[DATA PROVIDED start]

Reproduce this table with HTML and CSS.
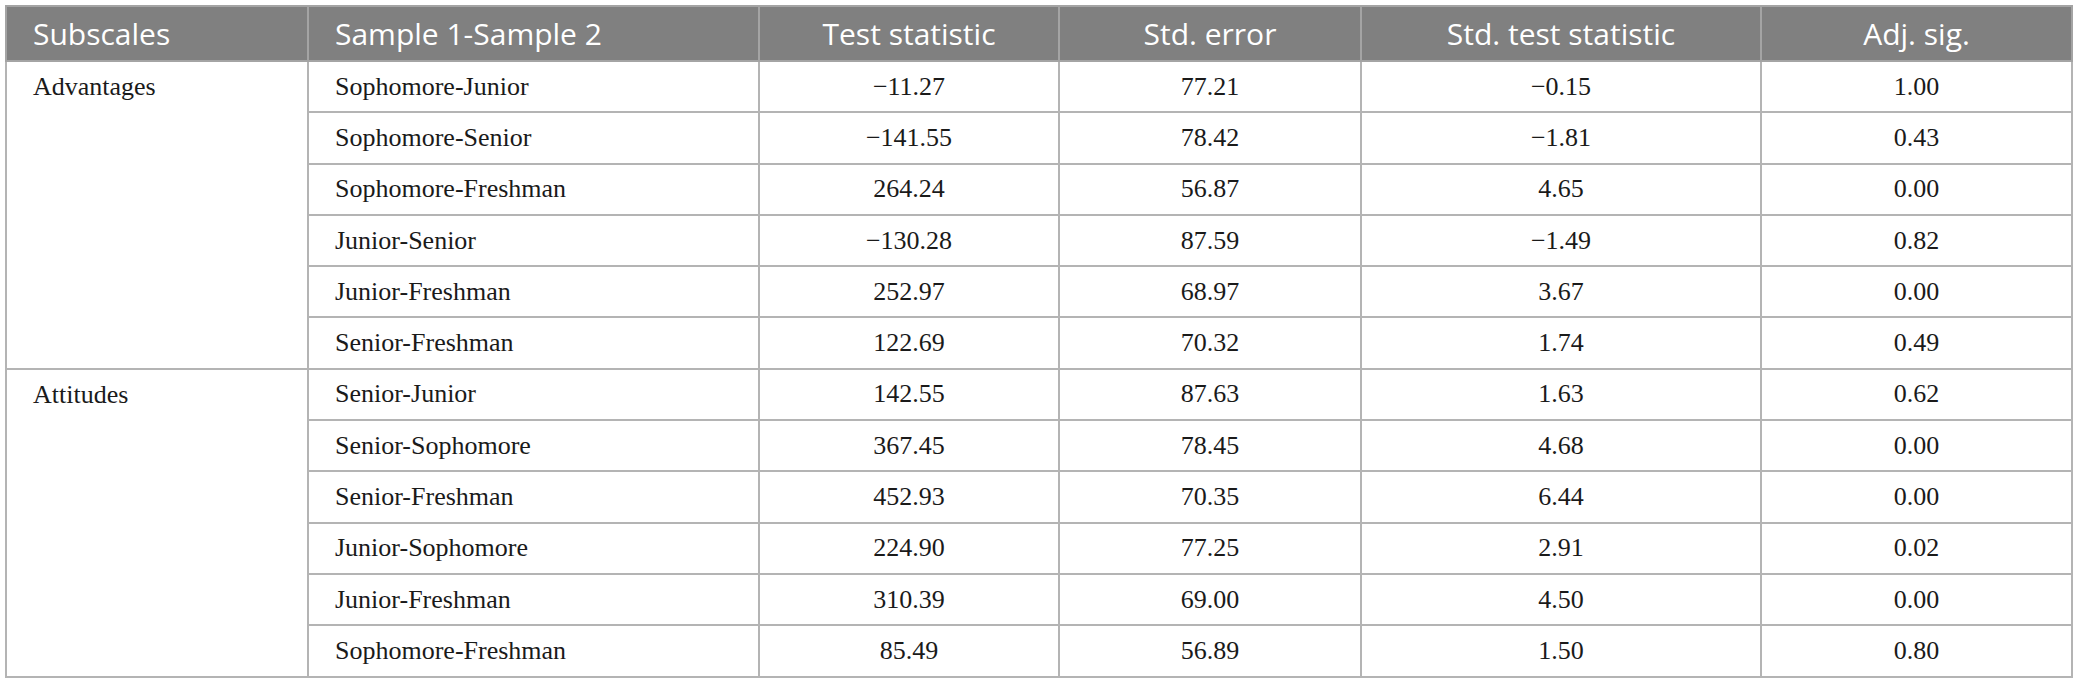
FILE: index.html
```html
<!DOCTYPE html>
<html lang="en">
<head>
<meta charset="utf-8">
<title>Pairwise comparisons</title>
<link rel="stylesheet" href="styles.css">
</head>
<body>
<table class="stats">
  <colgroup>
    <col class="c-sub"><col class="c-pair"><col class="c-test"><col class="c-err"><col class="c-std"><col class="c-sig">
  </colgroup>
  <thead>
    <tr>
      <th class="left">Subscales</th>
      <th class="left">Sample 1-Sample 2</th>
      <th>Test statistic</th>
      <th>Std. error</th>
      <th>Std. test statistic</th>
      <th>Adj. sig.</th>
    </tr>
  </thead>
  <tbody>
    <tr><td class="sub" rowspan="6">Advantages</td><td class="pair">Sophomore-Junior</td><td>−11.27</td><td>77.21</td><td>−0.15</td><td>1.00</td></tr>
    <tr><td class="pair">Sophomore-Senior</td><td>−141.55</td><td>78.42</td><td>−1.81</td><td>0.43</td></tr>
    <tr><td class="pair">Sophomore-Freshman</td><td>264.24</td><td>56.87</td><td>4.65</td><td>0.00</td></tr>
    <tr><td class="pair">Junior-Senior</td><td>−130.28</td><td>87.59</td><td>−1.49</td><td>0.82</td></tr>
    <tr><td class="pair">Junior-Freshman</td><td>252.97</td><td>68.97</td><td>3.67</td><td>0.00</td></tr>
    <tr><td class="pair">Senior-Freshman</td><td>122.69</td><td>70.32</td><td>1.74</td><td>0.49</td></tr>
  </tbody>
  <tbody>
    <tr><td class="sub" rowspan="6">Attitudes</td><td class="pair">Senior-Junior</td><td>142.55</td><td>87.63</td><td>1.63</td><td>0.62</td></tr>
    <tr><td class="pair">Senior-Sophomore</td><td>367.45</td><td>78.45</td><td>4.68</td><td>0.00</td></tr>
    <tr><td class="pair">Senior-Freshman</td><td>452.93</td><td>70.35</td><td>6.44</td><td>0.00</td></tr>
    <tr><td class="pair">Junior-Sophomore</td><td>224.90</td><td>77.25</td><td>2.91</td><td>0.02</td></tr>
    <tr><td class="pair">Junior-Freshman</td><td>310.39</td><td>69.00</td><td>4.50</td><td>0.00</td></tr>
    <tr><td class="pair">Sophomore-Freshman</td><td>85.49</td><td>56.89</td><td>1.50</td><td>0.80</td></tr>
  </tbody>
</table>
</body>
</html>
```

FILE: styles.css
```css
html, body {
  background: #ffffff;
}
body {
  margin: 5px;
}
.stats {
  border-collapse: collapse;
  table-layout: fixed;
  width: 2067px;
  border: 2px solid #a8a8a8;
}
.c-sub { width: 302px; }
.c-pair { width: 451px; }
.c-test { width: 300px; }
.c-err { width: 302px; }
.c-std { width: 400px; }
.c-sig { width: 311px; }

.stats th {
  background: #808080;
  color: #ffffff;
  font-family: "Open Sans", "Noto Sans", sans-serif;
  font-weight: 400;
  font-size: 30px;
  height: 53px;
  padding: 0 20px;
  text-align: center;
  border: 2px solid #a4a4a4;
  white-space: nowrap;
}
.stats th.left {
  text-align: left;
  padding-left: 26px;
}
.stats td {
  font-family: "Liberation Serif", "Times New Roman", serif;
  font-size: 26px;
  color: #1a1a1a;
  height: 49.3px;
  padding: 0 20px;
  text-align: center;
  vertical-align: middle;
  border: 2px solid #b4b4b4;
  white-space: nowrap;
}
.stats td.pair {
  text-align: left;
  padding-left: 26px;
}
.stats td.sub {
  text-align: left;
  vertical-align: top;
  line-height: 49px;
  padding-left: 26px;
}
```
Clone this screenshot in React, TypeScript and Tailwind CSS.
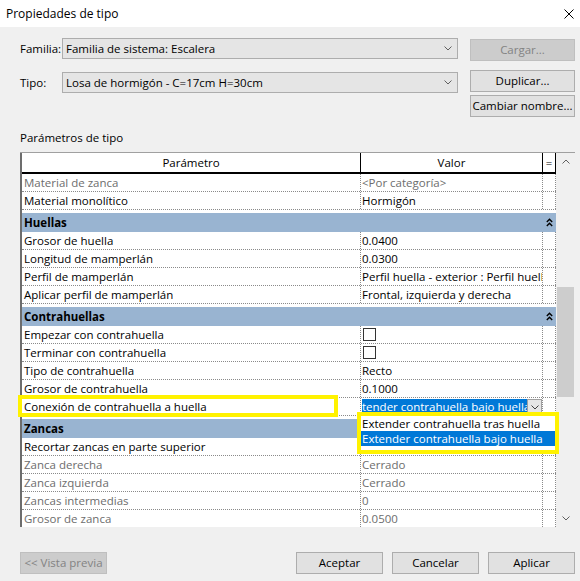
import React from "react";

type Row = { p: string; v?: string; dim?: boolean; kind?: "check" | "select" };
type Group = { title?: string; rows: Row[] };

const groups: Group[] = [
  {
    rows: [
      { p: "Material de zanca", v: "<Por categoría>", dim: true },
      { p: "Material monolítico", v: "Hormigón" },
    ],
  },
  {
    title: "Huellas",
    rows: [
      { p: "Grosor de huella", v: "0.0400" },
      { p: "Longitud de mamperlán", v: "0.0300" },
      { p: "Perfil de mamperlán", v: "Perfil huella - exterior : Perfil huella" },
      { p: "Aplicar perfil de mamperlán", v: "Frontal, izquierda y derecha" },
    ],
  },
  {
    title: "Contrahuellas",
    rows: [
      { p: "Empezar con contrahuella", kind: "check" },
      { p: "Terminar con contrahuella", kind: "check" },
      { p: "Tipo de contrahuella", v: "Recto" },
      { p: "Grosor de contrahuella", v: "0.1000" },
      { p: "Conexión de contrahuella a huella", kind: "select" },
    ],
  },
  {
    title: "Zancas",
    rows: [
      { p: "Recortar zancas en parte superior", v: "" },
      { p: "Zanca derecha", v: "Cerrado", dim: true },
      { p: "Zanca izquierda", v: "Cerrado", dim: true },
      { p: "Zancas intermedias", v: "0", dim: true },
      { p: "Grosor de zanca", v: "0.0500", dim: true },
    ],
  },
];

function Chevron({ up = false, className = "" }: { up?: boolean; className?: string }) {
  return (
    <svg width="8" height="5" viewBox="0 0 8 5" className={className}>
      <path
        d={up ? "M0.5 4.5 L4 1 L7.5 4.5" : "M0.5 0.5 L4 4 L7.5 0.5"}
        fill="none"
        stroke="currentColor"
        strokeWidth="1"
      />
    </svg>
  );
}

function DoubleUp() {
  return (
    <svg width="7" height="9" viewBox="0 0 7 9">
      <path d="M0.8 4 L3.5 1.3 L6.2 4 M0.8 8 L3.5 5.3 L6.2 8" fill="none" stroke="#000" strokeWidth="1.4" />
    </svg>
  );
}

function Combo({ text }: { text: string }) {
  return (
    <div className="w-[396px] h-[21px] border border-[#adadad] bg-[#e5e5e5] flex items-center justify-between pl-[3px] pr-[5px]">
      <span>{text}</span>
      <Chevron className="text-[#606060]" />
    </div>
  );
}

function Btn({ label, disabled = false, w = "w-[105px]" }: { label: string; disabled?: boolean; w?: string }) {
  return (
    <div
      className={`${w} h-[22px] flex items-center justify-center border ${
        disabled ? "bg-[#cccccc] border-[#bfbfbf] text-[#838383]" : "bg-[#e1e1e1] border-[#adadad] text-black"
      }`}
    >
      {label}
    </div>
  );
}

function DataRow({ row }: { row: Row }) {
  const tone = row.dim ? "text-[#6d6d6d]" : "text-black";
  return (
    <div className="flex h-[18px] border-b border-dotted border-[#8a8a8a]">
      <div className={`w-[339px] pl-[2px] flex items-center border-r border-dotted border-[#8a8a8a] whitespace-nowrap overflow-hidden ${tone}`}>
        {row.p}
      </div>
      <div className={`w-[182px] flex items-center border-r border-dotted border-[#8a8a8a] whitespace-nowrap overflow-hidden ${tone}`}>
        {row.kind === "check" && <div className="ml-[2px] w-[13px] h-[13px] border border-[#333333] bg-white" />}
        {row.kind === "select" && (
          <div className="flex h-full w-full pt-[1px] pl-[1px]">
            <div className="flex-1 bg-[#0078d7] text-white flex items-center overflow-hidden whitespace-nowrap">
              tender contrahuella bajo huella
            </div>
            <div className="w-[15px] border border-[#a0a0a0] bg-[#e6e6e6] flex items-center justify-center text-[#404040]">
              <Chevron />
            </div>
          </div>
        )}
        {!row.kind && <span className="pl-[1px]">{row.v}</span>}
      </div>
      <div className="w-[13px] border-r border-dotted border-[#8a8a8a]" />
    </div>
  );
}

export default function App() {
  return (
    <div className="relative w-[580px] h-[581px] overflow-hidden bg-[#f0f0f0] font-['Open_Sans',sans-serif] text-[11.5px] text-black">
      <div className="h-[27px] bg-white flex items-center justify-between pl-[6px] pr-[4px]">
        <span className="text-[12px]">Propiedades de tipo</span>
        <svg width="10" height="10" viewBox="0 0 10 10" className="mr-[2px]">
          <path d="M0.5 0.5 L9.5 9.5 M9.5 0.5 L0.5 9.5" stroke="#000" strokeWidth="1" />
        </svg>
      </div>

      <div className="pl-[20px] pr-[5px]">
        <div className="mt-[11px] flex items-start">
          <div className="w-[42px] leading-[21px]">Familia:</div>
          <Combo text="Familia de sistema: Escalera" />
          <div className="ml-[12px] mt-[1px]">
            <Btn label="Cargar..." disabled />
          </div>
        </div>

        <div className="mt-[9px] flex items-start h-[22px]">
          <div className="w-[42px] leading-[21px] mt-[2px]">Tipo:</div>
          <div className="mt-[2px]">
            <Combo text="Losa de hormigón - C=17cm H=30cm" />
          </div>
          <div className="ml-[12px]">
            <Btn label="Duplicar..." />
          </div>
        </div>

        <div className="mt-[3px] flex justify-end">
          <Btn label="Cambiar nombre..." />
        </div>

        <div className="mt-[13px] h-[16px] leading-[16px]">Parámetros de tipo</div>

        <div className="mt-[6px] flex h-[375px] border-t border-[#a0a0a0]">
          <div className="w-[536px] bg-white border-l-2 border-[#6d6d6d] overflow-hidden">
            <div className="flex h-[21px] border-b-2 border-black">
              <div className="w-[339px] flex items-center justify-center border-r border-black">Parámetro</div>
              <div className="w-[182px] flex items-center justify-center border-r border-black">Valor</div>
              <div className="w-[13px] flex items-center justify-center border-r border-black">=</div>
            </div>
            {groups.map((g, gi) => (
              <div key={gi}>
                {g.title && (
                  <>
                    <div className="h-[3px]" />
                    <div className="flex h-[19px] bg-[#99b4d1]">
                      <div className="w-[521px] pl-[2px] flex items-center font-bold">{g.title}</div>
                      <div className="w-[13px] flex items-center justify-center">
                        <DoubleUp />
                      </div>
                    </div>
                  </>
                )}
                {g.rows.map((r) => (
                  <DataRow key={r.p} row={r} />
                ))}
              </div>
            ))}
          </div>

          <div className="w-[19px] flex flex-col bg-[#f0f0f0]">
            <div className="h-[17px] flex items-center justify-center text-[#606060]">
              <Chevron up />
            </div>
            <div className="flex-1">
              <div className="mt-[117px] mx-[1px] h-[110px] bg-[#cdcdcd]" />
            </div>
            <div className="h-[17px] flex items-center justify-center text-[#606060]">
              <Chevron />
            </div>
          </div>
        </div>

        <div className="mt-[25px] flex items-center">
          <Btn label="<< Vista previa" disabled w="w-[87px]" />
          <div className="ml-auto flex gap-[9px]">
            <Btn label="Aceptar" w="w-[87px]" />
            <Btn label="Cancelar" w="w-[87px]" />
            <Btn label="Aplicar" w="w-[87px]" />
          </div>
        </div>
      </div>

      {/* annotation around the parameter name */}
      <div className="absolute left-[18px] top-[395px] w-[320px] h-[22px] border-4 border-[#fff200]" />

      {/* open dropdown list, with its annotation frame */}
      <div className="absolute left-[357px] top-[412px] w-[202px] h-[42px] border-4 border-[#fff200] bg-white">
        <div className="pt-[1px] whitespace-nowrap">
          <div className="h-[14px] flex items-center pl-[1px]">Extender contrahuella tras huella</div>
          <div className="h-[15px] flex items-center pl-[1px] bg-[#0078d7] text-white">Extender contrahuella bajo huella</div>
        </div>
      </div>
    </div>
  );
}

[DATA PROVIDED end]

* **WRITTEN PROBLEM**:
Take the stretch from the line containing "Clone this screenshot" through the line containing "string; rows: Row[]" and reproduce it exactly, both ends included. Omit the pictures.

* **THE COMPLETED TASK**:
Clone this screenshot in React, TypeScript and Tailwind CSS.
import React from "react";

type Row = { p: string; v?: string; dim?: boolean; kind?: "check" | "select" };
type Group = { title?: string; rows: Row[] };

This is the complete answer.